9085. AU ROI DE LA GRANDE-BRETAGNE A LONDRES.
Camp de Prague, 10 Juin 1757.
Monsieur mon Frère. J'ai reçu la lettre de Votre Majesté avec la plus grande satisfaction, j'espère que M. Grant aura rendu la mienne159-1 à Votre Majesté avec le détail de l'action du 6.

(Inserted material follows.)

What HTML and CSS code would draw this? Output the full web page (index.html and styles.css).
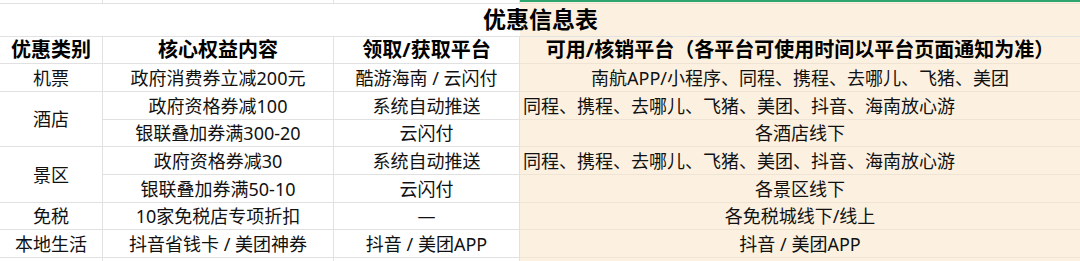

Depuis ce temps nous avons étroitement enfermé les Autrichiens dans Prague, dont les débris de l'armée montent à 30,000 combattants et à 10,000 blessés et malades. En même temps qu'on les a resserrés de tous les côtés, le prince de Bevern a été détaché avec 20 bataillons et 90 escadrons, avec lesquels il a poussé le maréchal Daun, qui était à Bcehmisch-Brod, premièrement à Kolin, ensuite à Czaslau et à présent à Teutsch-Brod.159-2 J'envoie encore 10 bataillons et 20 escadrons de renfort au prince de Bevern; comme ces troupes viennent de Silésie,159-3 elles ne pourront le joindre que vers le 20. Alors ce Prince poussera les Autrichiens sur les frontières de l'Autriche et leur enlèvera les deux magasins qui leur restent encore : de Teutsch-Brod et d'Iglau.159-4 Leopold Daun n'est fort jusqu'à présent que de 33,000 hommes. Il a déjà abandonné trois magasins en se retirant,159-5 ainsi il y a apparence qu'il en fera de même pour ceux qui lui restent.
Cette expédition terminée, le prince de Bevern se rabattra sur Prague avec une partie de ses troupes, ce qui me mettra à portée de faire un détachement de 30,000 hommes en Allemagne. La garnison de Prague n'a que pour trois semaines de vivres; si nous la prenons, avant que le prince de Bevern ait achevé son expédition, ce n'en sera que mieux, et le détachement partira plus tôt. Votre Majesté peut être très persuadée que je vois avec beaucoup de chagrin mes possessions du Rhin entre les mains et à la merci des Français, et que, s'il y avait moyen, il y aurait longtemps que j'aurais tâché de les délivrer de cette oppression; mais si je prends l'armée de Prague, comme il y a toute<160> apparence, ce coup décide de la guerre et me met en état de pousser avec la plus grande vivacité mes opérations contre les Français.
L'on me mande de Prusse que l'on s'attend à tout moment à l'invasion des Russes, que leurs vaisseaux de guerre croisaient déjà devant les ports de ce royaume.160-1 Si cela devient sérieux, je serai obligé peut-être d'envoyer quelque secours au maréchal Lehwaldt qui commande là-bas, ce qui m'affaiblira d'un autre côté.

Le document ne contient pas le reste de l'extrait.